Regarding our last post, Internationalisation: Taking Action, today we will focus on the spoken side of the language requirements that may come up during this process, that is, interpreting.
Thanks to the interpreter’s work, the hard task of internationalising a company in a non-English speaking country may be smoother, as we are guaranteed a fluid communication despite not having a good command of the target country’s language. We all know about the importance of communication in every field of life, even more in a marketing field where exportation is desired.
Apart from all the written documentation that will need translation during this process, interpreting, i.e. spoken translation, plays a significant role in spoken communications carried out during the internationalisation process. We can’t forget that, thanks to the Internet revolution, many communications could be carried out via e-mail; however, there will always be topics and situations that would require a human presence, whether it is by phone, by videoconference or a physical presence in the country we wish to do business.

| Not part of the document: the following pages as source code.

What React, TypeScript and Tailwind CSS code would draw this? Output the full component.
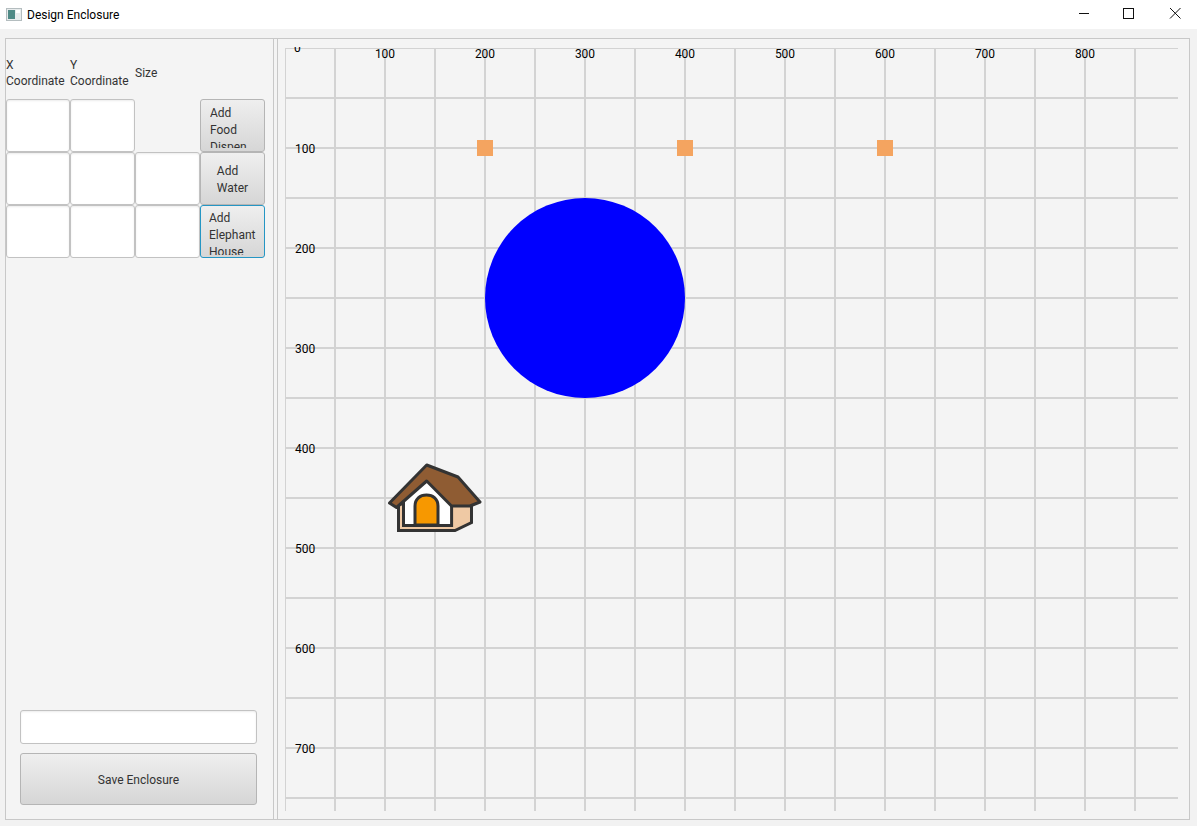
const font = "font-['Roboto','Open_Sans',sans-serif]";

const gridX = Array.from({ length: 17 }, (_, i) => 50 + i * 50);
const gridY = Array.from({ length: 15 }, (_, i) => 51 + i * 50);
const xLabels = [100, 200, 300, 400, 500, 600, 700, 800];
const yLabels = [100, 200, 300, 400, 500, 600, 700];
const feeders = [200, 400, 600];

function TitleBar() {
  return (
    <div className="flex h-[29px] items-center bg-white text-[12px] text-black">
      <svg width="16" height="14" viewBox="0 0 16 14" className="ml-[6px] mr-[5px]">
        <rect x="0.5" y="0.5" width="15" height="12" fill="#e8eced" stroke="#b4bdbf" />
        <rect x="2" y="2" width="7" height="9" fill="#4f8a86" />
        <rect x="10" y="2" width="4" height="3" fill="#ffffff" />
      </svg>
      <span>Design Enclosure</span>
      <div className="ml-auto flex items-center">
        <svg width="45" height="29" viewBox="0 0 45 29">
          <line x1="17" y1="13.5" x2="27" y2="13.5" stroke="#111" />
        </svg>
        <svg width="45" height="29" viewBox="0 0 45 29" className="mr-[1px]">
          <rect x="16.5" y="8.5" width="10" height="10" fill="none" stroke="#111" />
        </svg>
        <svg width="45" height="29" viewBox="0 0 45 29" className="mr-[-1px]">
          <path d="M17 8 L27.5 18.5 M27.5 8 L17 18.5" stroke="#111" fill="none" />
        </svg>
      </div>
    </div>
  );
}

function Field({ className = "" }: { className?: string }) {
  return (
    <div
      className={`rounded-[3px] border border-[#c2c2c2] bg-white shadow-[inset_0_1px_2px_rgba(0,0,0,0.08)] ${className}`}
    />
  );
}

const btn =
  "overflow-hidden rounded-[3px] border bg-gradient-to-b from-[#efefef] to-[#d6d6d6] text-[12px] leading-[17px] text-[#333333]";

function SidePanel() {
  return (
    <div className="flex w-[267px] shrink-0 flex-col pr-[7px] text-[12px] text-[#333333]">
      <div className="grid h-[60px] grid-cols-[64px_65px_65px_65px] items-end">
        <div className="mb-[10px] leading-[16px]">
          X<br />
          Coordinate
        </div>
        <div className="mb-[10px] leading-[16px]">
          Y<br />
          Coordinate
        </div>
        <div className="mb-[18px] leading-[16px]">Size</div>
      </div>
      <div className="grid grid-cols-[64px_65px_65px_65px] grid-rows-[53px_53px_53px]">
        <Field />
        <Field />
        <div />
        <div className={`${btn} border-[#b5b5b5] pl-[9px] pt-[5px]`}>
          <div className="h-[43px] overflow-hidden">
            Add
            <br />
            Food
            <br />
            Dispen
          </div>
        </div>
        <Field />
        <Field />
        <Field />
        <div className={`${btn} flex items-center justify-center border-[#b5b5b5] pt-[2px]`}>
          <div>
            Add
            <br />
            Water
          </div>
        </div>
        <Field />
        <Field />
        <Field />
        <div className={`${btn} border-[#2596c4] pl-[8px] pt-[4px]`}>
          <div className="h-[45px] overflow-hidden">
            Add
            <br />
            Elephant
            <br />
            House
          </div>
        </div>
      </div>
      <div className="mb-[14px] mt-auto flex flex-col gap-[9px] pl-[14px] pr-[9px]">
        <Field className="h-[34px]" />
        <div className={`${btn} flex h-[52px] items-center justify-center border-[#b5b5b5] pt-[2px]`}>
          Save Enclosure
        </div>
      </div>
    </div>
  );
}

function House() {
  return (
    <svg width="96" height="72" viewBox="0 0 96 72" className="absolute left-[103px] top-[415px]">
      <path d="M10.5 42 V68.5 H67 L83.5 60.5 V42 Z" fill="#efc9a4" stroke="#333333" strokeWidth="3" />
      <path d="M15.5 38 L38.7 17 L63.6 41 V63.5 H15.5 Z" fill="#ffffff" stroke="#333333" strokeWidth="3" />
      <path
        d="M27 63 V44 C27 37 32 33 38.5 33 C45 33 50 37 50 44 V63 Z"
        fill="#f79800"
        stroke="#333333"
        strokeWidth="3"
      />
      <path
        d="M1.5 41 L38.7 3 L70 15 L92 40 L82 44 L63.5 44 L38.7 19 L8.5 45.5 Z"
        fill="#8f5c33"
        stroke="#333333"
        strokeWidth="3"
        strokeLinejoin="round"
      />
    </svg>
  );
}

function Canvas() {
  return (
    <div className="relative h-[764px] w-[893px] overflow-hidden text-[12px] leading-[16px] text-black">
      <svg width="893" height="764" className="absolute inset-0">
        <line x1="0.5" y1="1" x2="0.5" y2="764" stroke="#d3d3d3" />
        <line x1="0" y1="1.5" x2="893" y2="1.5" stroke="#d3d3d3" />
        {gridX.map((x) => (
          <line key={x} x1={x} y1="1" x2={x} y2="764" stroke="#d3d3d3" strokeWidth="2" />
        ))}
        {gridY.map((y) => (
          <line key={y} x1="0" y1={y} x2="893" y2={y} stroke="#d3d3d3" strokeWidth="2" />
        ))}
      </svg>
      <span className="absolute left-[9px] top-[-7px]">0</span>
      {xLabels.map((v) => (
        <span key={v} className="absolute w-[40px] text-center" style={{ left: v - 20, top: -1 }}>
          {v}
        </span>
      ))}
      {yLabels.map((v) => (
        <span key={v} className="absolute left-[10px]" style={{ top: v - 6 }}>
          {v}
        </span>
      ))}
      {feeders.map((v) => (
        <div key={v} className="absolute h-[16px] w-[16px] bg-[#f4a460]" style={{ left: v - 8, top: 93 }} />
      ))}
      <div className="absolute left-[200px] top-[151px] h-[200px] w-[200px] rounded-full bg-[#0000ff]" />
      <House />
    </div>
  );
}

export default function App() {
  return (
    <div className={`flex h-[826px] w-[1197px] flex-col overflow-hidden bg-[#f2f2f2] ${font}`}>
      <TitleBar />
      <div className="mb-[6px] ml-[5px] mr-[7px] mt-[9px] flex min-h-0 flex-1 border border-[#c8c8c8] bg-[#f4f4f4]">
        <SidePanel />
        <div className="w-[5px] shrink-0 border-x border-[#c8c8c8] bg-[#f4f4f4]" />
        <div className="pl-[7px] pt-[8px]">
          <Canvas />
        </div>
      </div>
    </div>
  );
}
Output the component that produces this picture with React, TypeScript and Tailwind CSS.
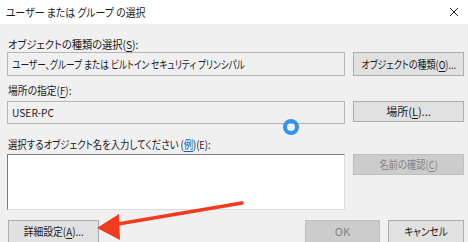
import React from "react";

const font = {
  fontFamily: '"Noto Sans CJK JP", "Noto Sans", sans-serif',
  fontFeatureSettings: '"palt"',
};

// narrow the CJK glyphs a little so they take the width of the Windows UI font
function T({ s, children }: { s: string; children: React.ReactNode }) {
  return <span className={"inline-block whitespace-nowrap " + s}>{children}</span>;
}

function Btn({ children, disabled, className }: { children: React.ReactNode; disabled?: boolean; className?: string }) {
  return (
    <div
      className={
        "flex items-center justify-center whitespace-nowrap border text-[11px] leading-none " +
        (disabled
          ? "bg-[#cccccc] border-[#bfbfbf] text-[#838383] "
          : "bg-[#e1e1e1] border-[#adadad] text-[#1a1a1a] ") +
        (className ?? "")
      }
    >
      {children}
    </div>
  );
}

function Key({ k }: { k: string }) {
  return (
    <>
      (<span className="underline underline-offset-2">{k}</span>)
    </>
  );
}

export default function App() {
  return (
    <div className="relative w-[468px] h-[242px] overflow-hidden bg-[#f0f0f0] text-[#1a1a1a]" style={font}>
      <div className="flex h-[24px] items-center justify-between bg-white pl-[6px] pr-[3px]">
        <T s="origin-left scale-x-[0.9] text-[11px]">ユーザー または グループ の選択</T>
        <svg width="16" height="16" viewBox="0 0 16 16" className="mr-[3px]">
          <path d="M4 4 L12 12 M12 4 L4 12" stroke="#222" strokeWidth="1" />
        </svg>
      </div>

      <div className="flex flex-col pl-[7px] pr-[4px] text-[11px]">
        <div className="mt-[12px] flex h-[16px] items-center pl-[1px]">
          <T s="origin-left scale-x-[0.93]">
            オブジェクトの種類の選択<Key k="S" />:
          </T>
        </div>
        <div className="flex h-[24px] gap-[8px]">
          <div className="flex w-[338px] items-center overflow-hidden border border-[#b4b4b4] bg-[#f0f0f0] pl-[4px]">
            <T s="origin-left scale-x-[0.79]">ユーザー、グループ または ビルトイン セキュリティ プリンシパル</T>
          </div>
          <Btn className="w-[111px]">
            <T s="origin-center scale-x-[0.82]">
              オブジェクトの種類<Key k="O" />...
            </T>
          </Btn>
        </div>

        <div className="mt-[6px] flex h-[16px] items-center pl-[1px]">
          <T s="origin-left scale-x-[0.89]">
            場所の指定<Key k="F" />:
          </T>
        </div>
        <div className="mt-[3px] flex h-[23px] gap-[8px]">
          <div className="flex w-[338px] items-center border border-[#b4b4b4] bg-[#f0f0f0] pl-[4px]">
            <T s="origin-left scale-x-[0.93]">USER-PC</T>
          </div>
          <Btn className="w-[111px] h-[21px]">
            場所<Key k="L" />...
          </Btn>
        </div>

        <div className="mt-[12px] flex h-[16px] items-center pl-[1px]">
          <T s="origin-left scale-x-[0.85]">
            選択するオブジェクト名を入力してください (<span className="text-[#0066cc] underline underline-offset-2">例</span>)(E):
          </T>
        </div>
        <div className="mt-[2px] flex h-[56px] gap-[8px]">
          <div className="w-[338px] border border-[#7a7a7a] border-b-[#dcdcdc] border-r-[#dcdcdc] bg-white" />
          <Btn disabled className="w-[111px] h-[21px]">
            <T s="origin-center scale-x-[0.85]">
              名前の確認<Key k="C" />
            </T>
          </Btn>
        </div>

        <div className="mt-[10px] flex h-[23px] items-stretch">
          <Btn className="ml-[1px] w-[91px]">
            <T s="origin-center scale-x-[0.89]">
              詳細設定<Key k="A" />...
            </T>
          </Btn>
          <div className="flex-1" />
          <Btn disabled className="w-[75px]">
            OK
          </Btn>
          <Btn className="ml-[8px] w-[76px]">
            <T s="origin-center scale-x-[0.87]">キャンセル</T>
          </Btn>
        </div>
      </div>

      {/* busy cursor */}
      <div className="absolute left-[283px] top-[119px] h-[16px] w-[16px] rounded-full border-[4px] border-[#2f94ee]" />

      {/* annotation arrow */}
      <svg className="absolute left-0 top-0" width="468" height="242" viewBox="0 0 468 242">
        <line x1="242" y1="203" x2="112" y2="225" stroke="#f43a1c" strokeWidth="3.5" strokeLinecap="round" />
        <polygon points="97,228 119,214 120,240" fill="#f43a1c" />
      </svg>
    </div>
  );
}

We must take into account then, that the interpreter will appear after studying whether the project is viable or not, therefore, when entering a foreign market.
As we mentioned in our previous post, the most common ways to enter a foreign market are business cooperation and direct investment.
Focusing on the former, if we would like to set up links or alliances with businesses in the outbound market we would need to get in touch with a local seller, or with a local representative in the country. This is the first time we would need an interpreter.
This relationship could start via email, strengthened through phone calls to get into detail and avoid misunderstandings from written correspondence. Currently we have technologies by which these phone calls can be made in two different languages simultaneously, i.e. as if it were a meeting where all the participants, including the interpreter, are present. Quite handy, don’t you think?
In addition, if we prefer to have a first face-to-face meeting to know better our future representative, we can have interpretations via a videoconference: it would be something similar to a Skype videochat with our representative, but, in this case, with the help of an interpreter translating simultaneously the whole conversation for both parties. Again, thanks to new technologies, we are able to organise a “virtual business meeting”, with all the advantages related to it.
On the contrary, if we choose a direct investment, i.e. setting up a manufacturing site, a subsidiary, or commercial centres in the target country, the interpreter will play an important role from an early stage. In the case of setting up a subsidiary abroad, in order to carry out all the required formalities without intermediaries we should contact different bodies and companies (the council to obtain permits, the tax office to register the company in the target country, banks, real estates to get your premises, a painter to prepare them… Hundreds of requirements!
Those formalities would be ideally carried out by people from our mother company travelling to the target country and communicating in that country’s language, however, as that is not always the case, if we would like to avoid fatal mistakes such as having a baby clothes shop painted in black, trying the tax office employee’s patience or having an incomprehensible shop sign, the interpreter could go with the people requiring their services anywhere and any time, easily managing with those little difficult tasks that come up once we set up a business in a new country.
Apart from choosing any of these two perspectives, we may want to attend trade fairs and conferences related to our industry where products similar to ours may be exhibited. This is a great moment to both networking and getting first-hand information about our industry in the target country: what is being already offered, what works well, what is missing… A trade fair is a great occasion to get all the necessary knowledge in a short period of time and a small space. Once again, the interpreter would become “our voice” at all times, interpreting speeches, conversations, etc., in other words, ensuring communication.
Once our business is finally set up in the target country, we obviously need to keep in touch with our foreign branch by having meetings and other events. Don’t forget that we can use the new technologies to cut on expenses and meet up with the branch managers via videoconferences or phone calls, with the interpreter in case they don’t speak our language.
As you can see, during the process towards internationalisation there are many details to be taken into account, but, luckily, we can count on foreign trade and language experts that can make this process much easier, so our only concern is what we really know: our own business.